Here’s the latest reader question, along with my reply!
Doug asks: Do you know anything about whether gutting or cutting out catalytic converters would effect fuel mixture and ignition? Suppose I had a beater 2003 Land Rover Disco with clogging cats. Not really worth the replacement cost but it’s an unstoppable beast otherwise and I’d like to keep it in the rotation. It has O2 sensors fore and aft and I wonder if it’s going to try to compensate somehow. Disclaimer: Of course, this would be very much against the law and I would never consider actually doing it. I’m just looking for background information for the novel I’m “writing.”
My reply: Once upon a long time ago, removing the cats – with a “test pipe,” you could actually buy them at auto parts stores – was well worth doing for the performance and mileage improvement obtained thereby. But that was because these old style cats – especially the “pellet” cats GM used back in the mid-late 1970s and into the early ’80s – were horrendously restrictive and also because the engines were designed decades before catalytic converters were even conceived of.
My 1976 Trans-Am, for instance, runs immeasurably better with a free-flowing 2.5 dual exhaust system and no cats than it did when it was choked by a 2.25 inch single exhaust feeding into one converter.
The 455 under its hood dates back to the mid 1950s; this ancient carbureted engine was never meant to be catalyzed.
But modern cars with engines designed for cats are a different story – and so are modern cats, almost all of which are the lattice/honeycomb type that are not hugely restrictive and (in V8 applications) are usually two – so as to not plug up the exhaust. The exhaust is a system now and integrated with the engine’s other systems, including the fuel system, via 02 sensors. There is also a certain amount of backpressure built into the system on purpose.
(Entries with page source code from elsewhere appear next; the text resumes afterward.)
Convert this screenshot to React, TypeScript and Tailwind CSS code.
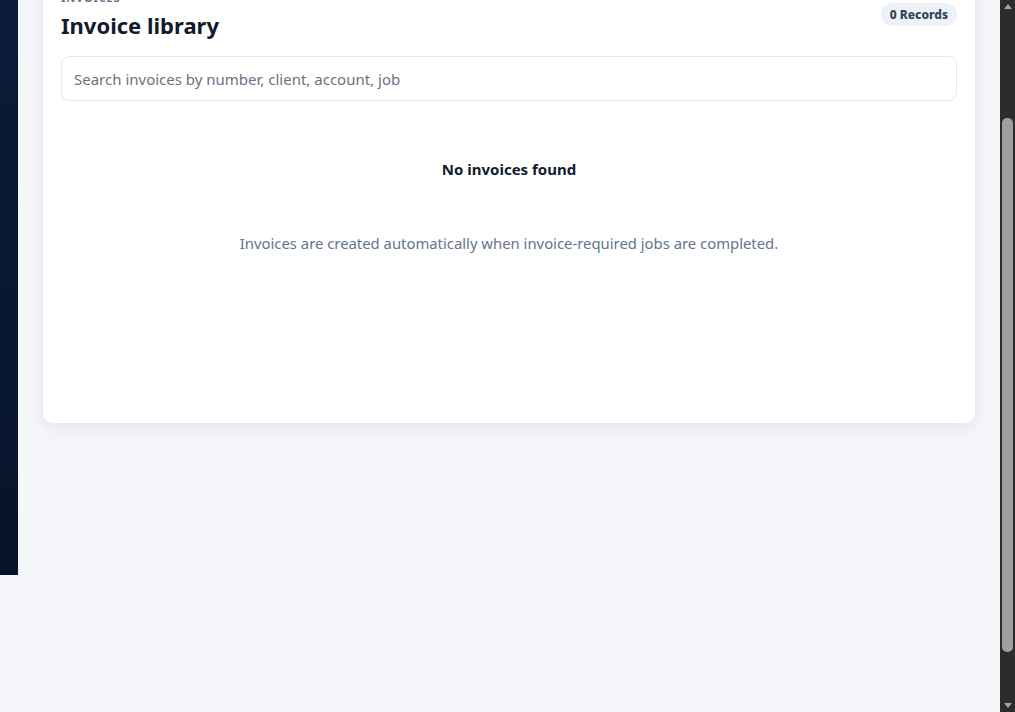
import React from "react";

export default function App() {
  return (
    <div
      className="flex h-[712px] w-[1015px] overflow-hidden bg-[#f4f6fa]"
      style={{ fontFamily: '"Noto Sans", "Open Sans", sans-serif' }}
    >
      <div className="flex w-[1000px] items-start">
        <aside className="h-[575px] w-[18px] shrink-0 bg-gradient-to-b from-[#0a1c3a] to-[#06132a]" />
        <main className="flex-1 px-[25px]">
          <section className="mt-[-30px] rounded-[10px] bg-white p-[18px] shadow-[0_4px_18px_rgba(15,23,42,0.08)]">
            <div className="flex items-center justify-between">
              <div>
                <div className="mt-[3px] text-[11px] font-bold uppercase leading-[14px] tracking-[0.08em] text-[#64748b]">
                  Invoices
                </div>
                <h1 className="mt-[5px] text-[22px] font-bold leading-[30px] text-[#111b2e]">
                  Invoice library
                </h1>
              </div>
              <span className="rounded-full bg-[#eef2f7] px-[9px] py-[4px] text-[12px] font-extrabold leading-[15px] text-[#334155]">
                0 Records
              </span>
            </div>
            <input
              className="mt-[16px] h-[45px] w-full rounded-[8px] border border-[#e2e8f0] px-[12px] text-[15px] text-[#1f2937] outline-none placeholder:text-[#6b7280]"
              placeholder="Search invoices by number, client, account, job"
            />
            <div className="flex h-[304px] flex-col items-center pt-[57px]">
              <div className="text-[15px] font-bold leading-[22px] text-[#111b2e]">
                No invoices found
              </div>
              <p className="mt-[52px] text-[14.85px] leading-[22px] text-[#64748b]">
                Invoices are created automatically when invoice-required jobs are completed.
              </p>
            </div>
          </section>
        </main>
      </div>
      <div className="relative flex h-[712px] w-[15px] flex-col items-center bg-[#2c2c2c]">
        <div className="mt-[4px] h-0 w-0 border-x-[4px] border-b-[5px] border-x-transparent border-b-[#a3a3a3]" />
        <div className="mt-[109px] h-[534px] w-[11px] rounded-[5px] bg-[#9f9f9f]" />
        <div className="mt-auto mb-[4px] h-0 w-0 border-x-[4px] border-t-[5px] border-x-transparent border-t-[#a3a3a3]" />
      </div>
    </div>
  );
}
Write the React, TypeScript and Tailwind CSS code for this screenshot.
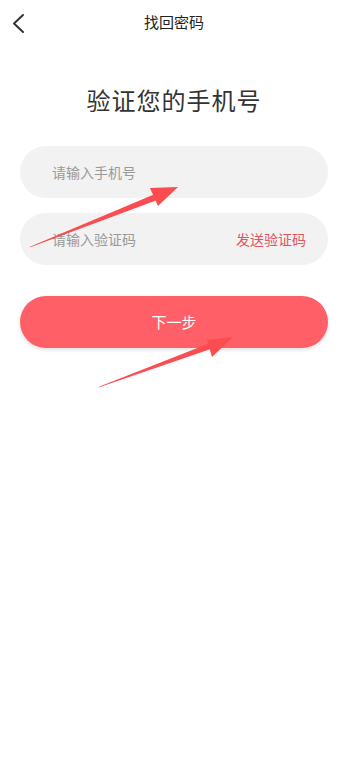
import React from "react";

export default function App() {
  const font = { fontFamily: '"Noto Sans CJK SC", "Noto Sans", sans-serif' };
  return (
    <div className="relative w-[348px] h-[772px] bg-white overflow-hidden" style={font}>
      <div className="relative h-[45px] flex items-center justify-center">
        <svg className="absolute left-[8px] top-[10px]" width="22" height="26" viewBox="0 0 22 26">
          <path d="M15 5 L6 13.5 L15 22" fill="none" stroke="#333" strokeWidth="2" strokeLinecap="round" strokeLinejoin="round" />
        </svg>
        <span className="text-[15px] text-[#222]">找回密码</span>
      </div>
      <div className="mt-[37px] text-center text-[24px] leading-[36px] text-[#333] tracking-[1px]">验证您的手机号</div>
      <div className="mt-[28px] px-[20px] flex flex-col gap-[15px]">
        <div className="h-[52px] rounded-full bg-[#f2f2f2] flex items-center pl-[32px] text-[14px] text-[#999]">请输入手机号</div>
        <div className="h-[52px] rounded-full bg-[#f2f2f2] flex items-center justify-between pl-[32px] pr-[22px] text-[14px]">
          <span className="text-[#999]">请输入验证码</span>
          <span className="text-[#e25462]">发送验证码</span>
        </div>
      </div>
      <div className="mt-[31px] px-[20px]">
        <div className="h-[52px] rounded-full bg-[#ff5f66] shadow-[0_2px_4px_rgba(0,0,0,0.12)] flex items-center justify-center text-white text-[15px]">下一步</div>
      </div>
      <svg className="absolute left-0 top-0 pointer-events-none" width="348" height="772" viewBox="0 0 348 772">
        <polygon points="29.5,247.5 30.5,246.5 161,191.5 164,197.5" fill="#fb4c50" />
        <polygon points="150,188 178,187 158,206" fill="#fb4c50" />
        <polygon points="98.5,387.5 99.5,386.5 216.5,340.5 219.5,346" fill="#fb4c50" />
        <polygon points="207,340 233,337 212,357" fill="#fb4c50" />
      </svg>
    </div>
  );
}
If you remove the cats, the fuel system will likely go into open loop mode and the affect of the change in backpressure may actually reduce mileage/performance.
You can get around the “check engine” (OBD) light coming on via installing just the right resistor in the 02 harness but the engine may still not run better and may run worse.
If it were me, I’d get a set of high flow cats and mufflers, which will improve the vehicle’s performance and mileage. I’d seriously consider tube headers while about it, too.